▸ CHALLENGE
Quote all of the data that follows exactly as written, skipping the images.
## START
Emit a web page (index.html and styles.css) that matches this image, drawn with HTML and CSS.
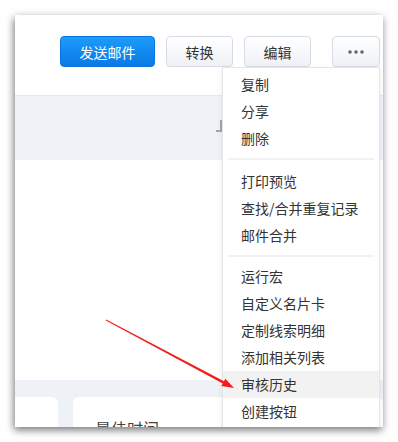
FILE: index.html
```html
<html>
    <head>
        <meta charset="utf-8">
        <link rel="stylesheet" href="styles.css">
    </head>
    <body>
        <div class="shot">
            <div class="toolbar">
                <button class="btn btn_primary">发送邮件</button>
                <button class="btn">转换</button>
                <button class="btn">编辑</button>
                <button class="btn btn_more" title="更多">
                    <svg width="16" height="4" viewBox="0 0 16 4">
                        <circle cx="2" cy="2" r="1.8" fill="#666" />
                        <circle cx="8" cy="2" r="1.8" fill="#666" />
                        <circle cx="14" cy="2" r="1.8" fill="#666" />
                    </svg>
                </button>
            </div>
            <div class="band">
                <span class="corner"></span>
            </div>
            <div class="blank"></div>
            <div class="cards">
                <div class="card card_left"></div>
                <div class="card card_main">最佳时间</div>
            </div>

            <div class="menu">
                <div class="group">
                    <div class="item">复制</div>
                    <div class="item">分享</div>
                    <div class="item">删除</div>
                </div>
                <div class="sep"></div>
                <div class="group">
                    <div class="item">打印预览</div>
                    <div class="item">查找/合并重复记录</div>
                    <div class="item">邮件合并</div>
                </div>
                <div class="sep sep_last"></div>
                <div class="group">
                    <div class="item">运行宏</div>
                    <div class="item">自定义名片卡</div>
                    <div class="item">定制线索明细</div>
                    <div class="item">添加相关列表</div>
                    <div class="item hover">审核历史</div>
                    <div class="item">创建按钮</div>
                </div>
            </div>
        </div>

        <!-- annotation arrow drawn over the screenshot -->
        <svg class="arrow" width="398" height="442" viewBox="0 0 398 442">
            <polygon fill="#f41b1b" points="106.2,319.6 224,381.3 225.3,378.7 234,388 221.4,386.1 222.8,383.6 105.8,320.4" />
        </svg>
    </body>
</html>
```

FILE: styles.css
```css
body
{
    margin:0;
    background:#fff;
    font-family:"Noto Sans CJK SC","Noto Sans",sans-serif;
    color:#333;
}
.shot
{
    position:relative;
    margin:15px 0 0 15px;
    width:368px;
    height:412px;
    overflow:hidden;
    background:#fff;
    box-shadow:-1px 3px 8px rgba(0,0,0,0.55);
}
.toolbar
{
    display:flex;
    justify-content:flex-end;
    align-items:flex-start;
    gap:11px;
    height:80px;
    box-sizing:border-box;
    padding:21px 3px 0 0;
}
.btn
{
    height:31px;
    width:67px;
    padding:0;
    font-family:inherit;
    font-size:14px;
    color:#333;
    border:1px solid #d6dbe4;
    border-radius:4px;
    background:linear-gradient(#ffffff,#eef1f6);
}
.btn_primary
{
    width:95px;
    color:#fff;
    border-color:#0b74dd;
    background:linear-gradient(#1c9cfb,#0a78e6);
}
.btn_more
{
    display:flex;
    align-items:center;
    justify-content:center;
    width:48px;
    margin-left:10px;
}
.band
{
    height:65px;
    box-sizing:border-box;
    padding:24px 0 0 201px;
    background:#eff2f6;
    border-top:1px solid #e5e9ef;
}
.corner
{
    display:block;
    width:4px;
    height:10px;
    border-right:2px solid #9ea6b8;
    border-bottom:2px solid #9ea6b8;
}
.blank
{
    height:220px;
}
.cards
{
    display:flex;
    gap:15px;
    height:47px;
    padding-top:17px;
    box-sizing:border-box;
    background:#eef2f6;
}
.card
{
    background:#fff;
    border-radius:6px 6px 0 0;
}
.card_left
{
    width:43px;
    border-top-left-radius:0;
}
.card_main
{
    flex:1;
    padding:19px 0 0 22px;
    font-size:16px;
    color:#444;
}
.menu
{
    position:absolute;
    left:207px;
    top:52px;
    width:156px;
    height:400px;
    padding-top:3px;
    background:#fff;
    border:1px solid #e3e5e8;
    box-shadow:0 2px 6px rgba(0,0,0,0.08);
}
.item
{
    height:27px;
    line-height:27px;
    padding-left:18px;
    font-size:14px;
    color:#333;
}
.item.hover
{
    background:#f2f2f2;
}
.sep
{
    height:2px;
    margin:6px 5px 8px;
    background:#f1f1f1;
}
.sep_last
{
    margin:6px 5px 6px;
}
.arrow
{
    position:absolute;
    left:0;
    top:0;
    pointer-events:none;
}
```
## END
▸ TASK ANSWER
Emit a web page (index.html and styles.css) that matches this image, drawn with HTML and CSS.
FILE: index.html
```html
<html>
    <head>
        <meta charset="utf-8">
        <link rel="stylesheet" href="styles.css">
    </head>
    <body>
        <div class="shot">
            <div class="toolbar">
                <button class="btn btn_primary">发送邮件</button>
                <button class="btn">转换</button>
                <button class="btn">编辑</button>
                <button class="btn btn_more" title="更多">
                    <svg width="16" height="4" viewBox="0 0 16 4">
                        <circle cx="2" cy="2" r="1.8" fill="#666" />
                        <circle cx="8" cy="2" r="1.8" fill="#666" />
                        <circle cx="14" cy="2" r="1.8" fill="#666" />
                    </svg>
                </button>
            </div>
            <div class="band">
                <span class="corner"></span>
            </div>
            <div class="blank"></div>
            <div class="cards">
                <div class="card card_left"></div>
                <div class="card card_main">最佳时间</div>
            </div>

            <div class="menu">
                <div class="group">
                    <div class="item">复制</div>
                    <div class="item">分享</div>
                    <div class="item">删除</div>
                </div>
                <div class="sep"></div>
                <div class="group">
                    <div class="item">打印预览</div>
                    <div class="item">查找/合并重复记录</div>
                    <div class="item">邮件合并</div>
                </div>
                <div class="sep sep_last"></div>
                <div class="group">
                    <div class="item">运行宏</div>
                    <div class="item">自定义名片卡</div>
                    <div class="item">定制线索明细</div>
                    <div class="item">添加相关列表</div>
                    <div class="item hover">审核历史</div>
                    <div class="item">创建按钮</div>
                </div>
            </div>
        </div>

        <!-- annotation arrow drawn over the screenshot -->
        <svg class="arrow" width="398" height="442" viewBox="0 0 398 442">
            <polygon fill="#f41b1b" points="106.2,319.6 224,381.3 225.3,378.7 234,388 221.4,386.1 222.8,383.6 105.8,320.4" />
        </svg>
    </body>
</html>
```

FILE: styles.css
```css
body
{
    margin:0;
    background:#fff;
    font-family:"Noto Sans CJK SC","Noto Sans",sans-serif;
    color:#333;
}
.shot
{
    position:relative;
    margin:15px 0 0 15px;
    width:368px;
    height:412px;
    overflow:hidden;
    background:#fff;
    box-shadow:-1px 3px 8px rgba(0,0,0,0.55);
}
.toolbar
{
    display:flex;
    justify-content:flex-end;
    align-items:flex-start;
    gap:11px;
    height:80px;
    box-sizing:border-box;
    padding:21px 3px 0 0;
}
.btn
{
    height:31px;
    width:67px;
    padding:0;
    font-family:inherit;
    font-size:14px;
    color:#333;
    border:1px solid #d6dbe4;
    border-radius:4px;
    background:linear-gradient(#ffffff,#eef1f6);
}
.btn_primary
{
    width:95px;
    color:#fff;
    border-color:#0b74dd;
    background:linear-gradient(#1c9cfb,#0a78e6);
}
.btn_more
{
    display:flex;
    align-items:center;
    justify-content:center;
    width:48px;
    margin-left:10px;
}
.band
{
    height:65px;
    box-sizing:border-box;
    padding:24px 0 0 201px;
    background:#eff2f6;
    border-top:1px solid #e5e9ef;
}
.corner
{
    display:block;
    width:4px;
    height:10px;
    border-right:2px solid #9ea6b8;
    border-bottom:2px solid #9ea6b8;
}
.blank
{
    height:220px;
}
.cards
{
    display:flex;
    gap:15px;
    height:47px;
    padding-top:17px;
    box-sizing:border-box;
    background:#eef2f6;
}
.card
{
    background:#fff;
    border-radius:6px 6px 0 0;
}
.card_left
{
    width:43px;
    border-top-left-radius:0;
}
.card_main
{
    flex:1;
    padding:19px 0 0 22px;
    font-size:16px;
    color:#444;
}
.menu
{
    position:absolute;
    left:207px;
    top:52px;
    width:156px;
    height:400px;
    padding-top:3px;
    background:#fff;
    border:1px solid #e3e5e8;
    box-shadow:0 2px 6px rgba(0,0,0,0.08);
}
.item
{
    height:27px;
    line-height:27px;
    padding-left:18px;
    font-size:14px;
    color:#333;
}
.item.hover
{
    background:#f2f2f2;
}
.sep
{
    height:2px;
    margin:6px 5px 8px;
    background:#f1f1f1;
}
.sep_last
{
    margin:6px 5px 6px;
}
.arrow
{
    position:absolute;
    left:0;
    top:0;
    pointer-events:none;
}
```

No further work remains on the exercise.